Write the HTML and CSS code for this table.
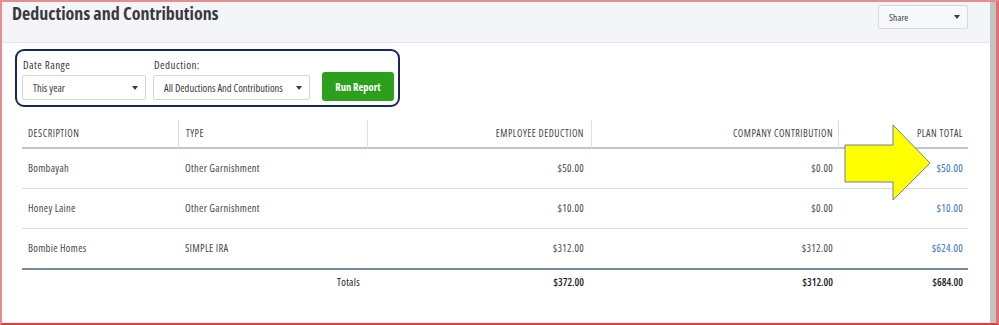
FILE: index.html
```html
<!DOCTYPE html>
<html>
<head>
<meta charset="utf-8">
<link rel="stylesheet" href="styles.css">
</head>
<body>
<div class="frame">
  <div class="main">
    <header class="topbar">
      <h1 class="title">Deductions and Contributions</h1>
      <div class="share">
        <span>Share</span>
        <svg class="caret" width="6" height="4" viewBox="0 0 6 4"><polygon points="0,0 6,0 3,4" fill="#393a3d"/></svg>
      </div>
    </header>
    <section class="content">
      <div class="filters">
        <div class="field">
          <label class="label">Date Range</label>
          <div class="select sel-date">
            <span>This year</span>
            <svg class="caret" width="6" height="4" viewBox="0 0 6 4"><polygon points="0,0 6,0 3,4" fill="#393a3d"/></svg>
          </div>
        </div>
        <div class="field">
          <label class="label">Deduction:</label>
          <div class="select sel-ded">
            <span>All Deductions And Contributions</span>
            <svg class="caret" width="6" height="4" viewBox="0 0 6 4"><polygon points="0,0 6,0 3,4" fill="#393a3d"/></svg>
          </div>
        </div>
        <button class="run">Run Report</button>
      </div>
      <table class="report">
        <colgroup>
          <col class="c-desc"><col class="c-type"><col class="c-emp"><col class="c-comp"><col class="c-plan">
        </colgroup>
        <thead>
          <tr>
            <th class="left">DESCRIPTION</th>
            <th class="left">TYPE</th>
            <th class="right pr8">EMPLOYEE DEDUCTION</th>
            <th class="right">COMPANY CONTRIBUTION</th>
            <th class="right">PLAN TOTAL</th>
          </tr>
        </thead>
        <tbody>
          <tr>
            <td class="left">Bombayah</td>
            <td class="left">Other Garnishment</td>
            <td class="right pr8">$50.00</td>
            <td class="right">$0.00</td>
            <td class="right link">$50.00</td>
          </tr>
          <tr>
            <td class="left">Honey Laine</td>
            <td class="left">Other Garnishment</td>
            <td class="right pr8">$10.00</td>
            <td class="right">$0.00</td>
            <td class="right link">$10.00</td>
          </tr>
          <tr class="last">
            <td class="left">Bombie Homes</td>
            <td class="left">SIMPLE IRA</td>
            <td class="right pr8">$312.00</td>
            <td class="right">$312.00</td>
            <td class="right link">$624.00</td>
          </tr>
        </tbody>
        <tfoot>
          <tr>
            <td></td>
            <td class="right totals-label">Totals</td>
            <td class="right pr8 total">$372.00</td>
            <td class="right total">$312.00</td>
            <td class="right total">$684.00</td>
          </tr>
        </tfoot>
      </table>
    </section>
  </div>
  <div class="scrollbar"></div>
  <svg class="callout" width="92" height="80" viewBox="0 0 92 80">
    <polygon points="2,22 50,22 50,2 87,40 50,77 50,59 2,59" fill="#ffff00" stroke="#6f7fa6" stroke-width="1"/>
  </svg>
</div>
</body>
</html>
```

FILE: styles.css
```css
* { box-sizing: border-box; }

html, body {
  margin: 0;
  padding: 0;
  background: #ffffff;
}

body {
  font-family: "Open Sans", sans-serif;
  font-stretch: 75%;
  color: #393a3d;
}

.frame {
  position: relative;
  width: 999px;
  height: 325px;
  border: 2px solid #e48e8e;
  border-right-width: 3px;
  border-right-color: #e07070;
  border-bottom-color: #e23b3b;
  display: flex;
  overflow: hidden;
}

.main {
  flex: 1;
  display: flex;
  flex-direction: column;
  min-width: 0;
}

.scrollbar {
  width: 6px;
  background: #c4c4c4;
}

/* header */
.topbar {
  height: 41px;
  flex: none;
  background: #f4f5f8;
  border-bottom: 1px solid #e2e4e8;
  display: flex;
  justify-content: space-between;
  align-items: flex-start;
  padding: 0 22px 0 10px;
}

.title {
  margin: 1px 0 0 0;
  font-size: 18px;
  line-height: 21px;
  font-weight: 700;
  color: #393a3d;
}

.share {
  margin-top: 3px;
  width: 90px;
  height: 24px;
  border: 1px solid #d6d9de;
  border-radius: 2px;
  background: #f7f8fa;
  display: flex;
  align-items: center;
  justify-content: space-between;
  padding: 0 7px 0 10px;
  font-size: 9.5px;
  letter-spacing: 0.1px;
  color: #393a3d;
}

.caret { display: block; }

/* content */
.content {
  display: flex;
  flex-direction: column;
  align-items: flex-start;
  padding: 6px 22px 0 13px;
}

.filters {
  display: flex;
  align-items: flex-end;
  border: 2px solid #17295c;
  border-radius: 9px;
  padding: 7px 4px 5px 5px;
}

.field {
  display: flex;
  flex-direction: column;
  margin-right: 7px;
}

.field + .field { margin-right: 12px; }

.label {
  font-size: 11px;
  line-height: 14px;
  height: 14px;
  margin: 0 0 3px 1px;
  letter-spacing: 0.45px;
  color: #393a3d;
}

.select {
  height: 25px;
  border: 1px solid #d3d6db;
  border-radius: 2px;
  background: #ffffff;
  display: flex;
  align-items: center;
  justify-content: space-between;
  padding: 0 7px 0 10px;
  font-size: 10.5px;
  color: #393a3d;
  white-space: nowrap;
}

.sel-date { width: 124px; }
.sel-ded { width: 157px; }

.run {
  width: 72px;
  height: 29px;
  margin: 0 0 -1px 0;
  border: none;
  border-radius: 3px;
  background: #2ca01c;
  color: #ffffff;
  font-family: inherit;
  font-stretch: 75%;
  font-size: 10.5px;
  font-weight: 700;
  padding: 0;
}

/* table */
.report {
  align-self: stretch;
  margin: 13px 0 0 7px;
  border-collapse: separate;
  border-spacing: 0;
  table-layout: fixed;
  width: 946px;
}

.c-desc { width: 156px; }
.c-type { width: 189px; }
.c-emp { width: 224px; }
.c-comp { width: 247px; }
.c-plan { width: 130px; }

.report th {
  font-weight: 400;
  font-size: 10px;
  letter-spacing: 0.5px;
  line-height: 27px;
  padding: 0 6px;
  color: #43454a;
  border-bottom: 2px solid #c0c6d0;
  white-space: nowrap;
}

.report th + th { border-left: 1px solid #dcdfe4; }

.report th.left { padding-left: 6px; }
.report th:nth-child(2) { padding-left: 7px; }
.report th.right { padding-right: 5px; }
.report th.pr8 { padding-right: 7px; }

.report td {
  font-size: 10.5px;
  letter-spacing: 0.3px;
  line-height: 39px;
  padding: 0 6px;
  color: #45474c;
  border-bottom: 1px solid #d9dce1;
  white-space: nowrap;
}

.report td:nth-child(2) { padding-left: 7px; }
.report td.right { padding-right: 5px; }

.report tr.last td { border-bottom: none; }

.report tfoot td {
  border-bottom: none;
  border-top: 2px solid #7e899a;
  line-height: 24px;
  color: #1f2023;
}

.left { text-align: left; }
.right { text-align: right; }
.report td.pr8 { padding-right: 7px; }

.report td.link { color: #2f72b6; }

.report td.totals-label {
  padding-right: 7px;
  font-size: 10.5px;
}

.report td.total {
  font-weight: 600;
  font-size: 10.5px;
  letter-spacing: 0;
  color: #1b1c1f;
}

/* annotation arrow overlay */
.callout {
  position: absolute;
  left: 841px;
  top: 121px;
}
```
══════════
» **TASK DESCRIPTION**:
From the material above, copy everything exactly but the pictures.

» **OUTPUT OF THE TASK**:
Write the HTML and CSS code for this table.
FILE: index.html
```html
<!DOCTYPE html>
<html>
<head>
<meta charset="utf-8">
<link rel="stylesheet" href="styles.css">
</head>
<body>
<div class="frame">
  <div class="main">
    <header class="topbar">
      <h1 class="title">Deductions and Contributions</h1>
      <div class="share">
        <span>Share</span>
        <svg class="caret" width="6" height="4" viewBox="0 0 6 4"><polygon points="0,0 6,0 3,4" fill="#393a3d"/></svg>
      </div>
    </header>
    <section class="content">
      <div class="filters">
        <div class="field">
          <label class="label">Date Range</label>
          <div class="select sel-date">
            <span>This year</span>
            <svg class="caret" width="6" height="4" viewBox="0 0 6 4"><polygon points="0,0 6,0 3,4" fill="#393a3d"/></svg>
          </div>
        </div>
        <div class="field">
          <label class="label">Deduction:</label>
          <div class="select sel-ded">
            <span>All Deductions And Contributions</span>
            <svg class="caret" width="6" height="4" viewBox="0 0 6 4"><polygon points="0,0 6,0 3,4" fill="#393a3d"/></svg>
          </div>
        </div>
        <button class="run">Run Report</button>
      </div>
      <table class="report">
        <colgroup>
          <col class="c-desc"><col class="c-type"><col class="c-emp"><col class="c-comp"><col class="c-plan">
        </colgroup>
        <thead>
          <tr>
            <th class="left">DESCRIPTION</th>
            <th class="left">TYPE</th>
            <th class="right pr8">EMPLOYEE DEDUCTION</th>
            <th class="right">COMPANY CONTRIBUTION</th>
            <th class="right">PLAN TOTAL</th>
          </tr>
        </thead>
        <tbody>
          <tr>
            <td class="left">Bombayah</td>
            <td class="left">Other Garnishment</td>
            <td class="right pr8">$50.00</td>
            <td class="right">$0.00</td>
            <td class="right link">$50.00</td>
          </tr>
          <tr>
            <td class="left">Honey Laine</td>
            <td class="left">Other Garnishment</td>
            <td class="right pr8">$10.00</td>
            <td class="right">$0.00</td>
            <td class="right link">$10.00</td>
          </tr>
          <tr class="last">
            <td class="left">Bombie Homes</td>
            <td class="left">SIMPLE IRA</td>
            <td class="right pr8">$312.00</td>
            <td class="right">$312.00</td>
            <td class="right link">$624.00</td>
          </tr>
        </tbody>
        <tfoot>
          <tr>
            <td></td>
            <td class="right totals-label">Totals</td>
            <td class="right pr8 total">$372.00</td>
            <td class="right total">$312.00</td>
            <td class="right total">$684.00</td>
          </tr>
        </tfoot>
      </table>
    </section>
  </div>
  <div class="scrollbar"></div>
  <svg class="callout" width="92" height="80" viewBox="0 0 92 80">
    <polygon points="2,22 50,22 50,2 87,40 50,77 50,59 2,59" fill="#ffff00" stroke="#6f7fa6" stroke-width="1"/>
  </svg>
</div>
</body>
</html>
```

FILE: styles.css
```css
* { box-sizing: border-box; }

html, body {
  margin: 0;
  padding: 0;
  background: #ffffff;
}

body {
  font-family: "Open Sans", sans-serif;
  font-stretch: 75%;
  color: #393a3d;
}

.frame {
  position: relative;
  width: 999px;
  height: 325px;
  border: 2px solid #e48e8e;
  border-right-width: 3px;
  border-right-color: #e07070;
  border-bottom-color: #e23b3b;
  display: flex;
  overflow: hidden;
}

.main {
  flex: 1;
  display: flex;
  flex-direction: column;
  min-width: 0;
}

.scrollbar {
  width: 6px;
  background: #c4c4c4;
}

/* header */
.topbar {
  height: 41px;
  flex: none;
  background: #f4f5f8;
  border-bottom: 1px solid #e2e4e8;
  display: flex;
  justify-content: space-between;
  align-items: flex-start;
  padding: 0 22px 0 10px;
}

.title {
  margin: 1px 0 0 0;
  font-size: 18px;
  line-height: 21px;
  font-weight: 700;
  color: #393a3d;
}

.share {
  margin-top: 3px;
  width: 90px;
  height: 24px;
  border: 1px solid #d6d9de;
  border-radius: 2px;
  background: #f7f8fa;
  display: flex;
  align-items: center;
  justify-content: space-between;
  padding: 0 7px 0 10px;
  font-size: 9.5px;
  letter-spacing: 0.1px;
  color: #393a3d;
}

.caret { display: block; }

/* content */
.content {
  display: flex;
  flex-direction: column;
  align-items: flex-start;
  padding: 6px 22px 0 13px;
}

.filters {
  display: flex;
  align-items: flex-end;
  border: 2px solid #17295c;
  border-radius: 9px;
  padding: 7px 4px 5px 5px;
}

.field {
  display: flex;
  flex-direction: column;
  margin-right: 7px;
}

.field + .field { margin-right: 12px; }

.label {
  font-size: 11px;
  line-height: 14px;
  height: 14px;
  margin: 0 0 3px 1px;
  letter-spacing: 0.45px;
  color: #393a3d;
}

.select {
  height: 25px;
  border: 1px solid #d3d6db;
  border-radius: 2px;
  background: #ffffff;
  display: flex;
  align-items: center;
  justify-content: space-between;
  padding: 0 7px 0 10px;
  font-size: 10.5px;
  color: #393a3d;
  white-space: nowrap;
}

.sel-date { width: 124px; }
.sel-ded { width: 157px; }

.run {
  width: 72px;
  height: 29px;
  margin: 0 0 -1px 0;
  border: none;
  border-radius: 3px;
  background: #2ca01c;
  color: #ffffff;
  font-family: inherit;
  font-stretch: 75%;
  font-size: 10.5px;
  font-weight: 700;
  padding: 0;
}

/* table */
.report {
  align-self: stretch;
  margin: 13px 0 0 7px;
  border-collapse: separate;
  border-spacing: 0;
  table-layout: fixed;
  width: 946px;
}

.c-desc { width: 156px; }
.c-type { width: 189px; }
.c-emp { width: 224px; }
.c-comp { width: 247px; }
.c-plan { width: 130px; }

.report th {
  font-weight: 400;
  font-size: 10px;
  letter-spacing: 0.5px;
  line-height: 27px;
  padding: 0 6px;
  color: #43454a;
  border-bottom: 2px solid #c0c6d0;
  white-space: nowrap;
}

.report th + th { border-left: 1px solid #dcdfe4; }

.report th.left { padding-left: 6px; }
.report th:nth-child(2) { padding-left: 7px; }
.report th.right { padding-right: 5px; }
.report th.pr8 { padding-right: 7px; }

.report td {
  font-size: 10.5px;
  letter-spacing: 0.3px;
  line-height: 39px;
  padding: 0 6px;
  color: #45474c;
  border-bottom: 1px solid #d9dce1;
  white-space: nowrap;
}

.report td:nth-child(2) { padding-left: 7px; }
.report td.right { padding-right: 5px; }

.report tr.last td { border-bottom: none; }

.report tfoot td {
  border-bottom: none;
  border-top: 2px solid #7e899a;
  line-height: 24px;
  color: #1f2023;
}

.left { text-align: left; }
.right { text-align: right; }
.report td.pr8 { padding-right: 7px; }

.report td.link { color: #2f72b6; }

.report td.totals-label {
  padding-right: 7px;
  font-size: 10.5px;
}

.report td.total {
  font-weight: 600;
  font-size: 10.5px;
  letter-spacing: 0;
  color: #1b1c1f;
}

/* annotation arrow overlay */
.callout {
  position: absolute;
  left: 841px;
  top: 121px;
}
```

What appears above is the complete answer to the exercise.